** Start of DATASET RECORDS **

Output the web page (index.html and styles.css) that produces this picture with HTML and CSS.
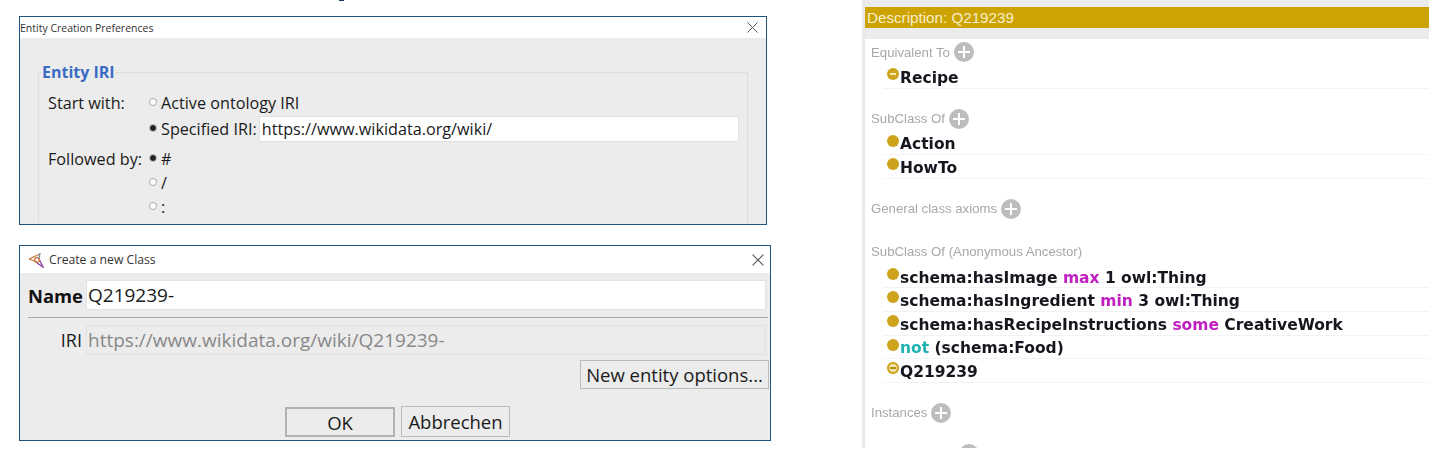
FILE: index.html
```html
<!DOCTYPE html>
<html lang="en">
<head>
    <meta charset="UTF-8">
    <meta name="viewport" content="width=device-width, initial-scale=1.0">
    <title>Entity creation and class description</title>
    <link rel="stylesheet" href="styles.css">
</head>
<body>
    <div class="dialogs">
        <div class="cut-mark"></div>

        <div class="dialog prefs">
            <div class="titlebar prefs-bar">
                <span class="title prefs-title">Entity Creation Preferences</span>
                <svg class="close" viewBox="0 0 11 11"><path d="M0.5 0.5L10.5 10.5M10.5 0.5L0.5 10.5"/></svg>
            </div>
            <fieldset class="iri-group">
                <legend>Entity IRI</legend>
                <div class="option-row start">
                    <span class="option-label">Start with:</span>
                    <span class="radio"></span>
                    <span>Active ontology IRI</span>
                </div>
                <div class="option-row">
                    <span class="option-label"></span>
                    <span class="radio checked"></span>
                    <span>Specified IRI:</span>
                    <div class="field iri-field">https://www.wikidata.org/wiki/</div>
                </div>
                <div class="option-row followed">
                    <span class="option-label">Followed by:</span>
                    <span class="radio checked"></span>
                    <span>#</span>
                </div>
                <div class="option-row">
                    <span class="option-label"></span>
                    <span class="radio"></span>
                    <span>/</span>
                </div>
                <div class="option-row">
                    <span class="option-label"></span>
                    <span class="radio"></span>
                    <span>:</span>
                </div>
            </fieldset>
        </div>

        <div class="dialog new-class">
            <div class="titlebar class-bar">
                <svg class="app-icon" viewBox="0 0 16 16">
                    <path class="icon-orange" d="M1 7L12 2M1 7L9 10"/>
                    <path class="icon-blue" d="M12 1L11 7"/>
                    <path class="icon-purple" d="M11 7L15 15L9 11"/>
                    <circle class="icon-orange" cx="9" cy="8" r="2.4"/>
                </svg>
                <span class="title">Create a new Class</span>
                <svg class="close" viewBox="0 0 11 11"><path d="M0.5 0.5L10.5 10.5M10.5 0.5L0.5 10.5"/></svg>
            </div>
            <div class="form-row">
                <span class="form-label name-label">Name</span>
                <div class="field name-field">Q219239-</div>
            </div>
            <div class="divider"></div>
            <div class="form-row">
                <span class="form-label">IRI</span>
                <div class="field disabled-field">https://www.wikidata.org/wiki/Q219239-</div>
            </div>
            <div class="options-row">
                <button class="btn options-btn">New entity options...</button>
            </div>
            <div class="actions">
                <button class="btn ok-btn">OK</button>
                <button class="btn cancel-btn">Abbrechen</button>
            </div>
        </div>
    </div>

    <div class="description">
        <div class="desc-head">Description: Q219239</div>
        <div class="desc-body">
            <section class="frame">
                <div class="frame-label">Equivalent To <span class="add"></span></div>
                <div class="axiom"><span class="dot minus"></span>Recipe</div>
            </section>
            <section class="frame">
                <div class="frame-label">SubClass Of <span class="add"></span></div>
                <div class="axiom"><span class="dot"></span>Action</div>
                <div class="axiom"><span class="dot"></span>HowTo</div>
            </section>
            <section class="frame">
                <div class="frame-label">General class axioms <span class="add"></span></div>
            </section>
            <section class="frame">
                <div class="frame-label">SubClass Of (Anonymous Ancestor)</div>
                <div class="axiom"><span class="dot"></span>schema:hasImage <span class="kw">max</span> 1 owl:Thing</div>
                <div class="axiom"><span class="dot"></span>schema:hasIngredient <span class="kw">min</span> 3 owl:Thing</div>
                <div class="axiom"><span class="dot"></span>schema:hasRecipeInstructions <span class="kw">some</span> CreativeWork</div>
                <div class="axiom"><span class="dot"></span><span class="kw-not">not</span> (schema:Food)</div>
                <div class="axiom"><span class="dot minus pale"></span>Q219239</div>
            </section>
            <section class="frame">
                <div class="frame-label">Instances <span class="add"></span></div>
            </section>
            <div class="next-add"><span class="add"></span></div>
        </div>
    </div>
</body>
</html>
```

FILE: styles.css
```css
html, body {
    margin: 0;
    padding: 0;
    height: 100%;
    background: white;
}
body {
    display: flex;
    width: 1442px;
    height: 454px;
    overflow: hidden;
    font-family: 'Open Sans', 'Liberation Sans', sans-serif;
    color: #1a1a1a;
}

/* left column */
.dialogs {
    width: 862px;
    padding-left: 19px;
    box-sizing: border-box;
}
.cut-mark {
    width: 5px;
    height: 1px;
    margin: 0 0 15px 320px;
    background: #1f3a60;
}
.dialog {
    border: 1px solid #1f5680;
    background: #ececec;
    box-sizing: border-box;
    overflow: hidden;
}
.prefs {
    width: 748px;
    height: 209px;
    margin-bottom: 20px;
}
.new-class {
    width: 752px;
    height: 196px;
}
.titlebar {
    display: flex;
    align-items: center;
    background: white;
}
.prefs-bar {
    height: 21px;
    padding: 0 8px 0 0;
}
.class-bar {
    height: 27px;
    padding: 0 6px 0 8px;
}
.title {
    flex: 1;
    font-size: 12.2px;
    color: #333;
}
.prefs-title {
    font-size: 10.5px;
}
.close {
    width: 11px;
    height: 11px;
    fill: none;
    stroke: #555;
    stroke-width: 1;
}
.class-bar .close {
    width: 12px;
    height: 12px;
}
.app-icon {
    width: 16px;
    height: 16px;
    margin-right: 5px;
    fill: none;
    stroke-width: 1.3;
}
.icon-orange { stroke: #c9743a; }
.icon-blue { stroke: #6f8fc0; }
.icon-purple { stroke: #8a3fa8; }

/* preferences group */
.iri-group {
    margin: 23px 18px 0 18px;
    padding: 8px 0 0 9px;
    border: 1px solid #dedede;
    border-bottom: none;
    height: 162px;
    box-sizing: border-box;
}
.iri-group legend {
    margin-left: -6px;
    padding: 0;
    font-size: 16px;
    font-weight: bold;
    color: #3a6cc4;
}
.option-row {
    display: flex;
    align-items: center;
    height: 24px;
    font-size: 16.2px;
}
.start {
    margin-bottom: 2px;
}
.followed {
    margin-top: 6px;
}
.option-label {
    width: 101px;
    flex-shrink: 0;
}
.radio {
    width: 6px;
    height: 6px;
    margin: 0 4px 3px 0;
    border: 1px solid #aaa;
    border-radius: 50%;
    background: white;
    flex-shrink: 0;
}
.radio.checked {
    background: #222;
    border-color: #ccc;
}
.field {
    box-sizing: border-box;
    background: white;
    border: 1px solid #e2e2e2;
}
.iri-field {
    width: 480px;
    height: 26px;
    margin-left: 2px;
    padding-left: 2px;
    line-height: 24px;
}

/* new class form */
.form-row {
    display: flex;
    align-items: center;
    margin-top: 7px;
    padding-left: 8px;
}
.form-label {
    width: 54px;
    margin-right: 4px;
    font-size: 18px;
    text-align: right;
}
.name-label {
    font-size: 18.4px;
    font-weight: bold;
    color: #111;
}
.name-field, .disabled-field {
    width: 680px;
    height: 30px;
    padding-left: 1px;
    font-size: 19px;
    line-height: 28px;
}
.disabled-field {
    background: #ececec;
    color: #888;
}
.divider {
    height: 1px;
    margin: 7px 2px 0 8px;
    background: #aaa;
}
.options-row {
    display: flex;
    justify-content: flex-end;
    margin-top: 5px;
    padding-right: 1px;
}
.btn {
    box-sizing: border-box;
    padding: 0;
    font-family: inherit;
    font-size: 18.5px;
    color: #1a1a1a;
    background: #ececec;
    border: 1px solid #bbb;
}
.options-btn {
    width: 189px;
    height: 29px;
}
.actions {
    display: flex;
    align-items: flex-end;
    margin-top: 17px;
    padding-left: 265px;
    gap: 6px;
}
.ok-btn {
    width: 110px;
    height: 30px;
    border: 2px solid #b2b2b2;
}
.cancel-btn {
    width: 109px;
    height: 31px;
}

/* right panel */
.description {
    width: 567px;
    height: 448px;
    border-left: 3px solid #e8e8e8;
    box-sizing: border-box;
    background: #ececec;
    padding-top: 7px;
}
.desc-head {
    height: 21px;
    padding-left: 2px;
    background: #cca300;
    color: #f6eecd;
    font-family: 'Liberation Sans', Arial, sans-serif;
    font-size: 15.2px;
    line-height: 22px;
}
.desc-body {
    margin-top: 11px;
    height: 409px;
    background: white;
    overflow: hidden;
    filter: blur(0.4px);
}
.frame {
    padding-bottom: 17px;
}
.frame-label {
    display: flex;
    align-items: center;
    gap: 4px;
    height: 26px;
    padding-left: 6px;
    font-family: 'Liberation Sans', Arial, sans-serif;
    font-size: 13.2px;
    color: #a8a8a8;
}
.add {
    position: relative;
    width: 20px;
    height: 20px;
    border-radius: 50%;
    background: #bdbdbd;
}
.add::before, .add::after {
    content: "";
    position: absolute;
    background: white;
}
.add::before {
    left: 4px;
    top: 9px;
    width: 12px;
    height: 2px;
}
.add::after {
    left: 9px;
    top: 4px;
    width: 2px;
    height: 12px;
}
.next-add {
    display: flex;
    padding: 1px 0 0 94px;
}
.axiom {
    display: flex;
    align-items: center;
    white-space: pre-wrap;
    box-sizing: border-box;
    height: 23.6px;
    margin-left: 18px;
    padding: 3px 0 0 17px;
    position: relative;
    border-bottom: 1px solid #f3f3f3;
    font-family: 'DejaVu Sans', Verdana, sans-serif;
    font-size: 15.5px;
    font-weight: bold;
    color: #16161e;
}
.dot {
    position: absolute;
    left: 4px;
    top: 3px;
    width: 12px;
    height: 12px;
    border-radius: 50%;
    background: #cca31a;
}
.dot.minus::after {
    content: "";
    position: absolute;
    left: 3px;
    top: 5px;
    width: 6px;
    height: 2px;
    background: #f4e9b8;
}
.dot.pale {
    background: #f0e3a8;
    box-shadow: inset 0 0 0 2px #cca31a;
}
.dot.pale::after {
    background: #b58f10;
}
.kw { color: #c020c0; }
.kw-not { color: #20b2b2; }
```
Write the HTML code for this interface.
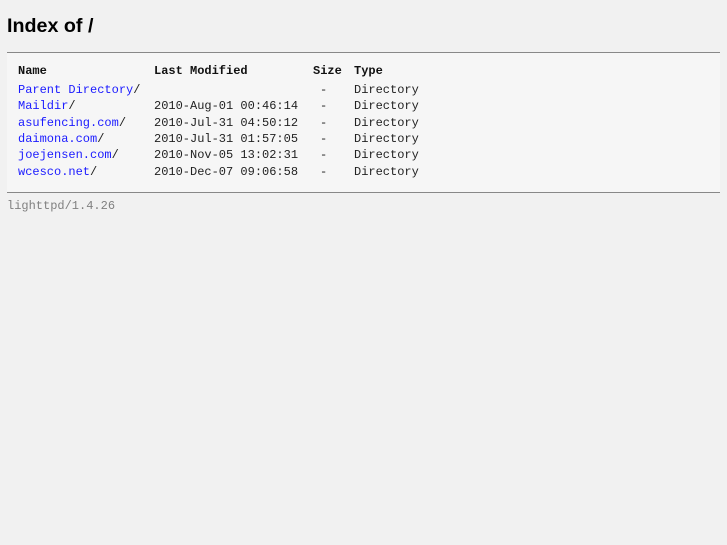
<!DOCTYPE html>
<html><head><style>
body{margin:0;background:#f1f1f1;width:727px;height:545px;position:relative;font-family:"Liberation Mono",monospace;}
h2{position:absolute;left:7px;top:15px;margin:0;font:bold 19.7px "Liberation Sans",sans-serif;color:#000;}
.list{position:absolute;left:7px;top:52px;width:713px;height:139px;background:#f6f6f6;border-top:1px solid #888;border-bottom:1px solid #888;}
.r{position:absolute;font-size:12px;line-height:14px;white-space:pre;color:#222;}
.h{font-weight:bold;color:#111}
a{color:#1a1aff;text-decoration:none}
.foot{position:absolute;left:7px;top:199px;font-size:12px;color:#808080;}
</style></head><body>
<h2>Index of /</h2>
<div class="list"></div>
<div class="r h" style="left:18px;top:64px">Name</div>
<div class="r h" style="left:154px;top:64px">Last Modified</div>
<div class="r h" style="left:313px;top:64px">Size</div>
<div class="r h" style="left:354px;top:64px">Type</div>

<div class="r" style="left:18px;top:83px"><a>Parent Directory</a>/</div>
<div class="r" style="left:320px;top:83px">-</div>
<div class="r" style="left:354px;top:83px">Directory</div>

<div class="r" style="left:18px;top:99px"><a>Maildir</a>/</div>
<div class="r" style="left:154px;top:99px">2010-Aug-01 00:46:14</div>
<div class="r" style="left:320px;top:99px">-</div>
<div class="r" style="left:354px;top:99px">Directory</div>

<div class="r" style="left:18px;top:116px"><a>asufencing.com</a>/</div>
<div class="r" style="left:154px;top:116px">2010-Jul-31 04:50:12</div>
<div class="r" style="left:320px;top:116px">-</div>
<div class="r" style="left:354px;top:116px">Directory</div>

<div class="r" style="left:18px;top:132px"><a>daimona.com</a>/</div>
<div class="r" style="left:154px;top:132px">2010-Jul-31 01:57:05</div>
<div class="r" style="left:320px;top:132px">-</div>
<div class="r" style="left:354px;top:132px">Directory</div>

<div class="r" style="left:18px;top:148px"><a>joejensen.com</a>/</div>
<div class="r" style="left:154px;top:148px">2010-Nov-05 13:02:31</div>
<div class="r" style="left:320px;top:148px">-</div>
<div class="r" style="left:354px;top:148px">Directory</div>

<div class="r" style="left:18px;top:165px"><a>wcesco.net</a>/</div>
<div class="r" style="left:154px;top:165px">2010-Dec-07 09:06:58</div>
<div class="r" style="left:320px;top:165px">-</div>
<div class="r" style="left:354px;top:165px">Directory</div>

<div class="foot">lighttpd/1.4.26</div>
</body></html>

** End of DATASET RECORDS **

### WHAT TO PRODUCE
Find the lines containing "this" and pull them out.

### WRITTEN ANSWER
Output the web page (index.html and styles.css) that produces this picture with HTML and CSS.
Write the HTML code for this interface.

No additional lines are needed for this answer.